Seven publicly traded U.S. corporations represented on President Barack Obama’s advisory council for jobs and competitiveness — including General Electric Co. (GE) andIntel Corp. (INTC) — have devoted a growing pool of their non-U.S. earnings to investments in other countries.

As a group, multinational companies with current or former chief executive officers on Obama’s jobs council have, over the past four years, almost doubled the cumulative amounts they’ve reinvested overseas, according to data compiled by Bloomberg.

By doing so, companies may be able to take advantage of faster-growing markets or lower production costs, and they can defer U.S. income taxes on profits from overseas sales.

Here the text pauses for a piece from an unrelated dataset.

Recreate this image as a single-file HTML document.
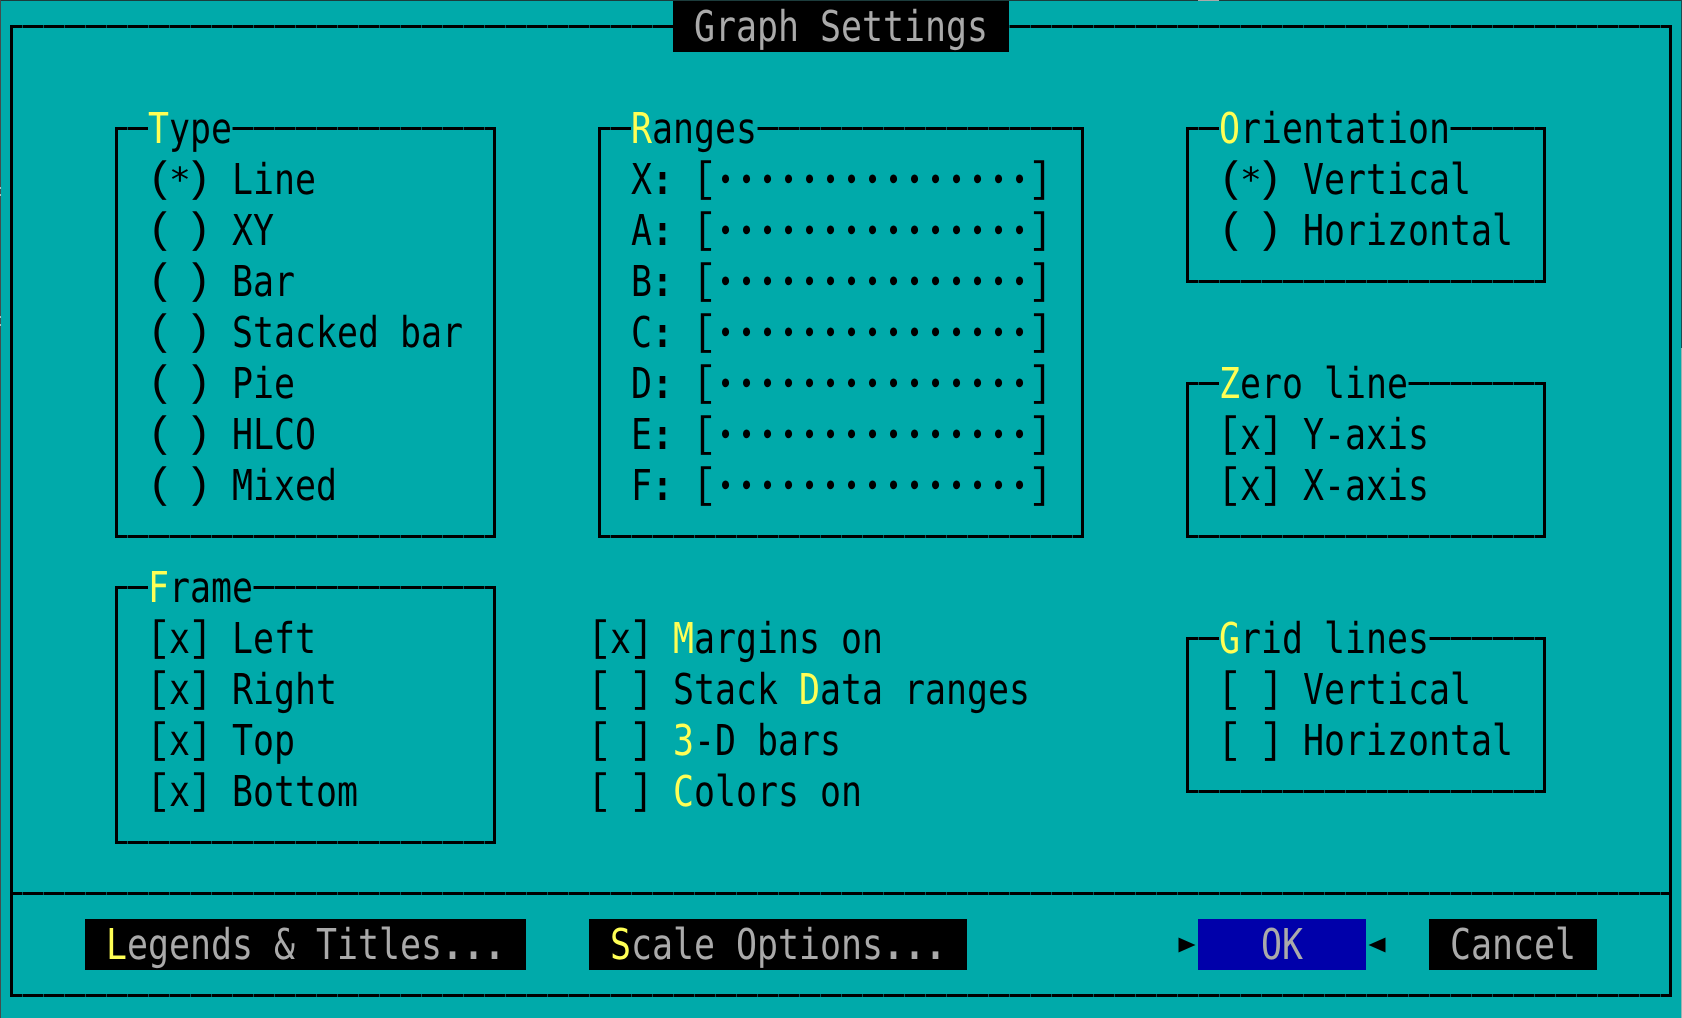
<!DOCTYPE html>
<html><head><meta charset="utf-8"><title>Graph Settings</title>
<style>
html,body{margin:0;padding:0;background:#00AAAA;width:1682px;height:1018px;overflow:hidden}
body{position:relative}
.t{position:absolute;left:calc(1px + 21px*var(--c));top:calc(2px + 51px*var(--r));white-space:pre;font-family:"DejaVu Sans Mono",monospace;font-size:42.5px;line-height:51px;color:#000;transform-origin:0 0;transform:scaleX(.8207);text-rendering:geometricPrecision}
.t b{font-weight:normal;color:#FFFF55}
.t i,.t u{display:inline-block;width:25.59px;text-align:center;font-style:normal;text-decoration:none;font-family:"Liberation Mono",monospace}
.t i{transform:translate(-2.4px,-3px) scale(1.3,1)}
.t i:first-child{transform:translate(2.4px,-3px) scale(1.3,1)}
.t u{transform:translateY(-3px) scale(1.1,1)}
.t s{text-decoration:none;font-weight:bold}
.t i + s{font-weight:normal;display:inline-block;transform:scale(1.05,.8)}
.t em{font-style:normal;font-size:30px;letter-spacing:7.53px;padding-left:3.77px;margin-right:-3.77px;position:relative;top:-4px}
.g{color:#AAAAAA}
.h,.v,.k,.u{position:absolute}
.h{height:3px;background-color:#000;background-image:linear-gradient(90deg,#045a5a 0,#045a5a 1px,#000 1px);background-size:21px 100%;background-position:1px 0;background-attachment:fixed}
.v{width:3px;background:#000}
.k{background:#000;height:51px;top:919px}
</style></head><body>

<!-- outer edge -->
<div class="u" style="left:0;top:0;width:1682px;height:1px;background:#1c3c3c"></div>
<div class="u" style="left:1198px;top:0;width:21px;height:1px;background:#AAAAAA"></div>
<div class="u" style="left:0;top:0;width:1px;height:1018px;background:#444c4c"></div>
<div class="u" style="left:0;top:187px;width:1px;height:2px;background:#bbb"></div>
<div class="u" style="left:0;top:194px;width:1px;height:2px;background:#bbb"></div>
<div class="u" style="left:0;top:316px;width:1px;height:2px;background:#bbb"></div>
<div class="u" style="left:0;top:324px;width:1px;height:2px;background:#bbb"></div>
<div class="u" style="left:1681px;top:0;width:1px;height:348px;background:#1c4c50"></div>
<div class="u" style="left:1681px;top:348px;width:1px;height:670px;background:#9fb0b0"></div>

<!-- outer frame -->
<div class="h" style="left:10px;top:25px;width:663px"></div>
<div class="h" style="left:1009px;top:25px;width:663px"></div>
<div class="h" style="left:10px;top:892px;width:1662px"></div>
<div class="h" style="left:10px;top:994px;width:1662px"></div>
<div class="v" style="left:10px;top:25px;height:972px"></div>
<div class="v" style="left:1669px;top:25px;height:972px"></div>

<!-- title -->
<div class="u" style="left:673px;top:1px;width:336px;height:51px;background:#000"></div>
<div class="t g" style="--c:33;--r:0">Graph Settings</div>

<!-- Type box -->
<div class="h" style="left:115px;top:127px;width:33px"></div>
<div class="h" style="left:232px;top:127px;width:264px"></div>
<div class="h" style="left:115px;top:535px;width:381px"></div>
<div class="v" style="left:115px;top:127px;height:411px"></div>
<div class="v" style="left:493px;top:127px;height:411px"></div>
<div class="t" style="--c:7;--r:2"><b>T</b>ype</div>
<div class="t" style="--c:7;--r:3"><i>(</i><s>*</s><i>)</i> Line</div>
<div class="t" style="--c:7;--r:4"><i>(</i> <i>)</i> XY</div>
<div class="t" style="--c:7;--r:5"><i>(</i> <i>)</i> Bar</div>
<div class="t" style="--c:7;--r:6"><i>(</i> <i>)</i> Stacked bar</div>
<div class="t" style="--c:7;--r:7"><i>(</i> <i>)</i> Pie</div>
<div class="t" style="--c:7;--r:8"><i>(</i> <i>)</i> HLCO</div>
<div class="t" style="--c:7;--r:9"><i>(</i> <i>)</i> Mixed</div>

<!-- Frame box -->
<div class="h" style="left:115px;top:586px;width:33px"></div>
<div class="h" style="left:253px;top:586px;width:243px"></div>
<div class="h" style="left:115px;top:841px;width:381px"></div>
<div class="v" style="left:115px;top:586px;height:258px"></div>
<div class="v" style="left:493px;top:586px;height:258px"></div>
<div class="t" style="--c:7;--r:11"><b>F</b>rame</div>
<div class="t" style="--c:7;--r:12"><u>[</u>x<u>]</u> Left</div>
<div class="t" style="--c:7;--r:13"><u>[</u>x<u>]</u> Right</div>
<div class="t" style="--c:7;--r:14"><u>[</u>x<u>]</u> Top</div>
<div class="t" style="--c:7;--r:15"><u>[</u>x<u>]</u> Bottom</div>

<!-- Ranges box -->
<div class="h" style="left:598px;top:127px;width:33px"></div>
<div class="h" style="left:757px;top:127px;width:327px"></div>
<div class="h" style="left:598px;top:535px;width:486px"></div>
<div class="v" style="left:598px;top:127px;height:411px"></div>
<div class="v" style="left:1081px;top:127px;height:411px"></div>
<div class="t" style="--c:30;--r:2"><b>R</b>anges</div>
<div class="t" style="--c:30;--r:3">X<s>:</s> <u>[</u><em>•••••••••••••••</em><u>]</u></div>
<div class="t" style="--c:30;--r:4">A<s>:</s> <u>[</u><em>•••••••••••••••</em><u>]</u></div>
<div class="t" style="--c:30;--r:5">B<s>:</s> <u>[</u><em>•••••••••••••••</em><u>]</u></div>
<div class="t" style="--c:30;--r:6">C<s>:</s> <u>[</u><em>•••••••••••••••</em><u>]</u></div>
<div class="t" style="--c:30;--r:7">D<s>:</s> <u>[</u><em>•••••••••••••••</em><u>]</u></div>
<div class="t" style="--c:30;--r:8">E<s>:</s> <u>[</u><em>•••••••••••••••</em><u>]</u></div>
<div class="t" style="--c:30;--r:9">F<s>:</s> <u>[</u><em>•••••••••••••••</em><u>]</u></div>

<!-- Middle checks -->
<div class="t" style="--c:28;--r:12"><u>[</u>x<u>]</u> <b>M</b>argins on</div>
<div class="t" style="--c:28;--r:13"><u>[</u> <u>]</u> Stack <b>D</b>ata ranges</div>
<div class="t" style="--c:28;--r:14"><u>[</u> <u>]</u> <b>3</b>-D bars</div>
<div class="t" style="--c:28;--r:15"><u>[</u> <u>]</u> <b>C</b>olors on</div>

<!-- Orientation -->
<div class="h" style="left:1186px;top:127px;width:33px"></div>
<div class="h" style="left:1450px;top:127px;width:96px"></div>
<div class="h" style="left:1186px;top:280px;width:360px"></div>
<div class="v" style="left:1186px;top:127px;height:156px"></div>
<div class="v" style="left:1543px;top:127px;height:156px"></div>
<div class="t" style="--c:58;--r:2"><b>O</b>rientation</div>
<div class="t" style="--c:58;--r:3"><i>(</i><s>*</s><i>)</i> Vertical</div>
<div class="t" style="--c:58;--r:4"><i>(</i> <i>)</i> Horizontal</div>

<!-- Zero line -->
<div class="h" style="left:1186px;top:382px;width:33px"></div>
<div class="h" style="left:1408px;top:382px;width:138px"></div>
<div class="h" style="left:1186px;top:535px;width:360px"></div>
<div class="v" style="left:1186px;top:382px;height:156px"></div>
<div class="v" style="left:1543px;top:382px;height:156px"></div>
<div class="t" style="--c:58;--r:7"><b>Z</b>ero line</div>
<div class="t" style="--c:58;--r:8"><u>[</u>x<u>]</u> Y-axis</div>
<div class="t" style="--c:58;--r:9"><u>[</u>x<u>]</u> X-axis</div>

<!-- Grid lines -->
<div class="h" style="left:1186px;top:637px;width:33px"></div>
<div class="h" style="left:1429px;top:637px;width:117px"></div>
<div class="h" style="left:1186px;top:790px;width:360px"></div>
<div class="v" style="left:1186px;top:637px;height:156px"></div>
<div class="v" style="left:1543px;top:637px;height:156px"></div>
<div class="t" style="--c:58;--r:12"><b>G</b>rid lines</div>
<div class="t" style="--c:58;--r:13"><u>[</u> <u>]</u> Vertical</div>
<div class="t" style="--c:58;--r:14"><u>[</u> <u>]</u> Horizontal</div>

<!-- Buttons -->
<div class="k" style="left:85px;width:441px"></div>
<div class="t g" style="--c:5;--r:18"><b>L</b>egends &amp; Titles<s>...</s></div>
<div class="k" style="left:589px;width:378px"></div>
<div class="t g" style="--c:29;--r:18"><b>S</b>cale Options<s>...</s></div>
<div class="k" style="left:1198px;width:168px;background:#0000AA"></div>
<div class="t g" style="--c:60;--r:18">OK</div>
<div class="k" style="left:1429px;width:168px"></div>
<div class="t g" style="--c:69;--r:18">Cancel</div>
<svg class="u" style="left:1177px;top:936px" width="20" height="18"><polygon points="1.5,1.5 18.5,9 1.5,16.5" fill="#000"/></svg>
<svg class="u" style="left:1367px;top:936px" width="20" height="18"><polygon points="18.5,1.5 1.5,9 18.5,16.5" fill="#000"/></svg>
</body></html>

Underscoring the difference between corporate interests and the national interest, they’re also investing money elsewhere that could be helping the U.S. economy, said former U.S. Labor Secretary Robert Reich.

“That’s a signal that they are betting less on America,” Reich said. “We’ve got to understand there’s a fundamental difference between the competitiveness of these companies and the competitiveness of America and American workers.”

In 2010, the corporations represented on Obama’s council permanently reinvested $197 billion in overseas profit.  That’s close to double the figure from 2006.   The companies kept the money offshore during the Great Recession, and seem pretty unenthusiastic about investing at home now despite Obama’s claim of recovery in the US.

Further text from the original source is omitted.